### [Challenge]
Repeat, exactly and in full, the lines of the listing below, but without any pictures.

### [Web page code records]
=-=-=

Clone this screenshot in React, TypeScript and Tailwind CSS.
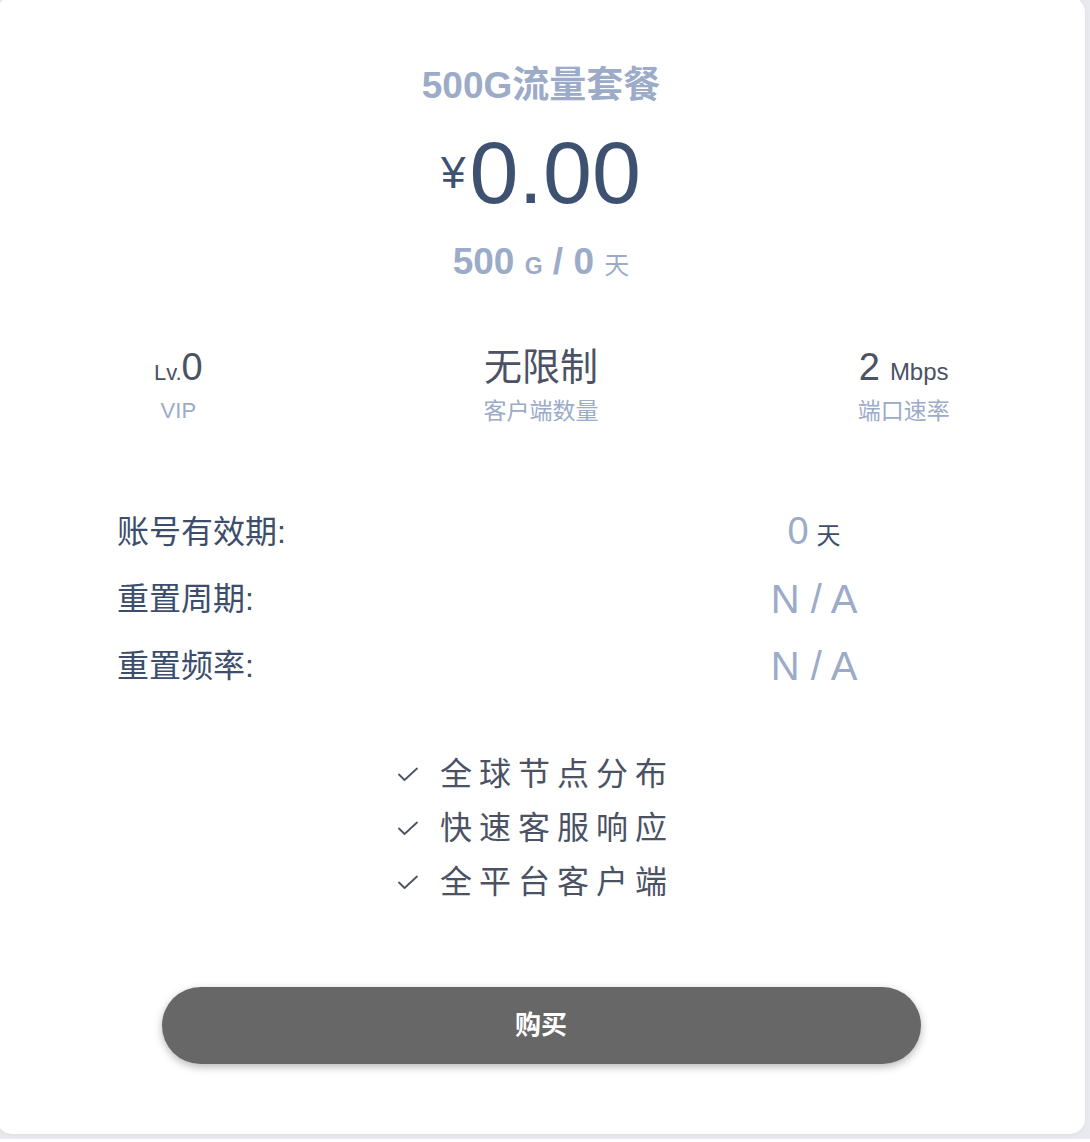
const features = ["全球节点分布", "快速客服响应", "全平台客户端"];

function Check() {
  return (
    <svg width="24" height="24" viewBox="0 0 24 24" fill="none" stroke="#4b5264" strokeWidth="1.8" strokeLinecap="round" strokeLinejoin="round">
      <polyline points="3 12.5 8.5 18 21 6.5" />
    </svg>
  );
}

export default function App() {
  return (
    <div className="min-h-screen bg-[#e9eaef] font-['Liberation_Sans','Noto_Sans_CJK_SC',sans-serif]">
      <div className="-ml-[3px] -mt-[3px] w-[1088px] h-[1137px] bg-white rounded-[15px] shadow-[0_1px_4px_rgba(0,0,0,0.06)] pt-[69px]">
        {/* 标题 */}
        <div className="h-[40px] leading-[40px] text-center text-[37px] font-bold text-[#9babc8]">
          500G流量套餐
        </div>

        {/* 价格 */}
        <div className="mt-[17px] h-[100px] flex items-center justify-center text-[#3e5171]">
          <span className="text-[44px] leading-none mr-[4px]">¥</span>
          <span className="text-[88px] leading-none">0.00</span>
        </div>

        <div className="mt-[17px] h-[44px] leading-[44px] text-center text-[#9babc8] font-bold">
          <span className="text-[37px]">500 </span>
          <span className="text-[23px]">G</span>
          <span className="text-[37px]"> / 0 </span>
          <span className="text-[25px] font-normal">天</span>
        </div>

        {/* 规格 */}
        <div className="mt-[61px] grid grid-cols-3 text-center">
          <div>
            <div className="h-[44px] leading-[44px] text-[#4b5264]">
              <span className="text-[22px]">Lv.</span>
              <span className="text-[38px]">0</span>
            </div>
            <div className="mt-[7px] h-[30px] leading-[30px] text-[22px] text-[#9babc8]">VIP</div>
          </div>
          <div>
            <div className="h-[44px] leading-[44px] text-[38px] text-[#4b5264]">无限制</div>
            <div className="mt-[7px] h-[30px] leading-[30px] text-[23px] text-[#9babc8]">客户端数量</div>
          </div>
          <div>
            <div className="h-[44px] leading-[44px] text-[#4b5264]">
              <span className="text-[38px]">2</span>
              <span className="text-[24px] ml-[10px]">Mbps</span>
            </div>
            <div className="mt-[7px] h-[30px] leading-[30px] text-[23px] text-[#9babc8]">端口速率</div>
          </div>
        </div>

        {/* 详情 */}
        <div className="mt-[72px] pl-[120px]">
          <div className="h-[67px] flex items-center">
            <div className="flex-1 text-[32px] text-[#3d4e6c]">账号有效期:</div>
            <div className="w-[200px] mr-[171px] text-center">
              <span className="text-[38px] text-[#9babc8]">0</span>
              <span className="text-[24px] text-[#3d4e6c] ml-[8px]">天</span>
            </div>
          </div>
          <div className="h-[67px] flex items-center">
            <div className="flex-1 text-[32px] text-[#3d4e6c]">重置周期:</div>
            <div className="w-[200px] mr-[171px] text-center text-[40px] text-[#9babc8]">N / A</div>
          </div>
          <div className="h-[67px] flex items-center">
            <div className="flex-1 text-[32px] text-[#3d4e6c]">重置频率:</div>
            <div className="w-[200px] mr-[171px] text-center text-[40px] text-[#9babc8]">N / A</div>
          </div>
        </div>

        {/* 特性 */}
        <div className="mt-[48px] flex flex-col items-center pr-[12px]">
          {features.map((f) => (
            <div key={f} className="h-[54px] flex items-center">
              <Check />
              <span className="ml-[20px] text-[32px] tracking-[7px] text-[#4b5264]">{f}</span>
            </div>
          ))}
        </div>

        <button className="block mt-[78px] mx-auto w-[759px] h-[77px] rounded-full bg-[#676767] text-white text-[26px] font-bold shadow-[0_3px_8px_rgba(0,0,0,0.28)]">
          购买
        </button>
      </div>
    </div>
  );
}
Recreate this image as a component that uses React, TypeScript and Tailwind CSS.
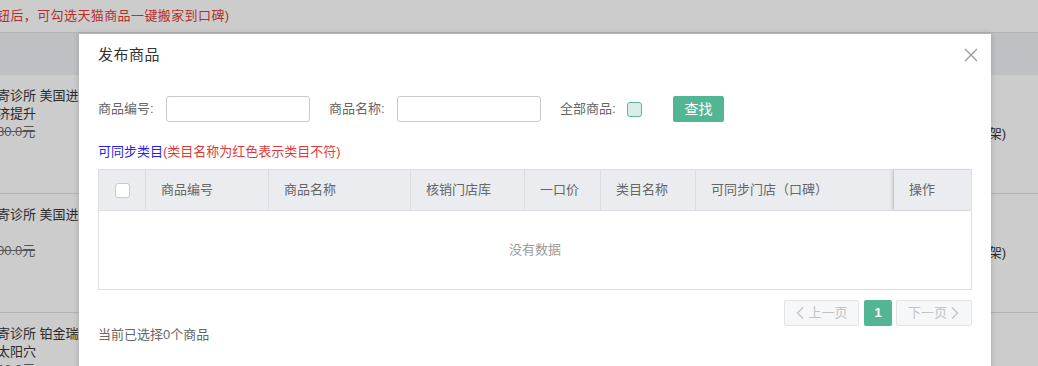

=-=-=

### [The solution]
Clone this screenshot in React, TypeScript and Tailwind CSS.
const features = ["全球节点分布", "快速客服响应", "全平台客户端"];

function Check() {
  return (
    <svg width="24" height="24" viewBox="0 0 24 24" fill="none" stroke="#4b5264" strokeWidth="1.8" strokeLinecap="round" strokeLinejoin="round">
      <polyline points="3 12.5 8.5 18 21 6.5" />
    </svg>
  );
}

export default function App() {
  return (
    <div className="min-h-screen bg-[#e9eaef] font-['Liberation_Sans','Noto_Sans_CJK_SC',sans-serif]">
      <div className="-ml-[3px] -mt-[3px] w-[1088px] h-[1137px] bg-white rounded-[15px] shadow-[0_1px_4px_rgba(0,0,0,0.06)] pt-[69px]">
        {/* 标题 */}
        <div className="h-[40px] leading-[40px] text-center text-[37px] font-bold text-[#9babc8]">
          500G流量套餐
        </div>

        {/* 价格 */}
        <div className="mt-[17px] h-[100px] flex items-center justify-center text-[#3e5171]">
          <span className="text-[44px] leading-none mr-[4px]">¥</span>
          <span className="text-[88px] leading-none">0.00</span>
        </div>

        <div className="mt-[17px] h-[44px] leading-[44px] text-center text-[#9babc8] font-bold">
          <span className="text-[37px]">500 </span>
          <span className="text-[23px]">G</span>
          <span className="text-[37px]"> / 0 </span>
          <span className="text-[25px] font-normal">天</span>
        </div>

        {/* 规格 */}
        <div className="mt-[61px] grid grid-cols-3 text-center">
          <div>
            <div className="h-[44px] leading-[44px] text-[#4b5264]">
              <span className="text-[22px]">Lv.</span>
              <span className="text-[38px]">0</span>
            </div>
            <div className="mt-[7px] h-[30px] leading-[30px] text-[22px] text-[#9babc8]">VIP</div>
          </div>
          <div>
            <div className="h-[44px] leading-[44px] text-[38px] text-[#4b5264]">无限制</div>
            <div className="mt-[7px] h-[30px] leading-[30px] text-[23px] text-[#9babc8]">客户端数量</div>
          </div>
          <div>
            <div className="h-[44px] leading-[44px] text-[#4b5264]">
              <span className="text-[38px]">2</span>
              <span className="text-[24px] ml-[10px]">Mbps</span>
            </div>
            <div className="mt-[7px] h-[30px] leading-[30px] text-[23px] text-[#9babc8]">端口速率</div>
          </div>
        </div>

        {/* 详情 */}
        <div className="mt-[72px] pl-[120px]">
          <div className="h-[67px] flex items-center">
            <div className="flex-1 text-[32px] text-[#3d4e6c]">账号有效期:</div>
            <div className="w-[200px] mr-[171px] text-center">
              <span className="text-[38px] text-[#9babc8]">0</span>
              <span className="text-[24px] text-[#3d4e6c] ml-[8px]">天</span>
            </div>
          </div>
          <div className="h-[67px] flex items-center">
            <div className="flex-1 text-[32px] text-[#3d4e6c]">重置周期:</div>
            <div className="w-[200px] mr-[171px] text-center text-[40px] text-[#9babc8]">N / A</div>
          </div>
          <div className="h-[67px] flex items-center">
            <div className="flex-1 text-[32px] text-[#3d4e6c]">重置频率:</div>
            <div className="w-[200px] mr-[171px] text-center text-[40px] text-[#9babc8]">N / A</div>
          </div>
        </div>

        {/* 特性 */}
        <div className="mt-[48px] flex flex-col items-center pr-[12px]">
          {features.map((f) => (
            <div key={f} className="h-[54px] flex items-center">
              <Check />
              <span className="ml-[20px] text-[32px] tracking-[7px] text-[#4b5264]">{f}</span>
            </div>
          ))}
        </div>

        <button className="block mt-[78px] mx-auto w-[759px] h-[77px] rounded-full bg-[#676767] text-white text-[26px] font-bold shadow-[0_3px_8px_rgba(0,0,0,0.28)]">
          购买
        </button>
      </div>
    </div>
  );
}
Recreate this image as a component that uses React, TypeScript and Tailwind CSS.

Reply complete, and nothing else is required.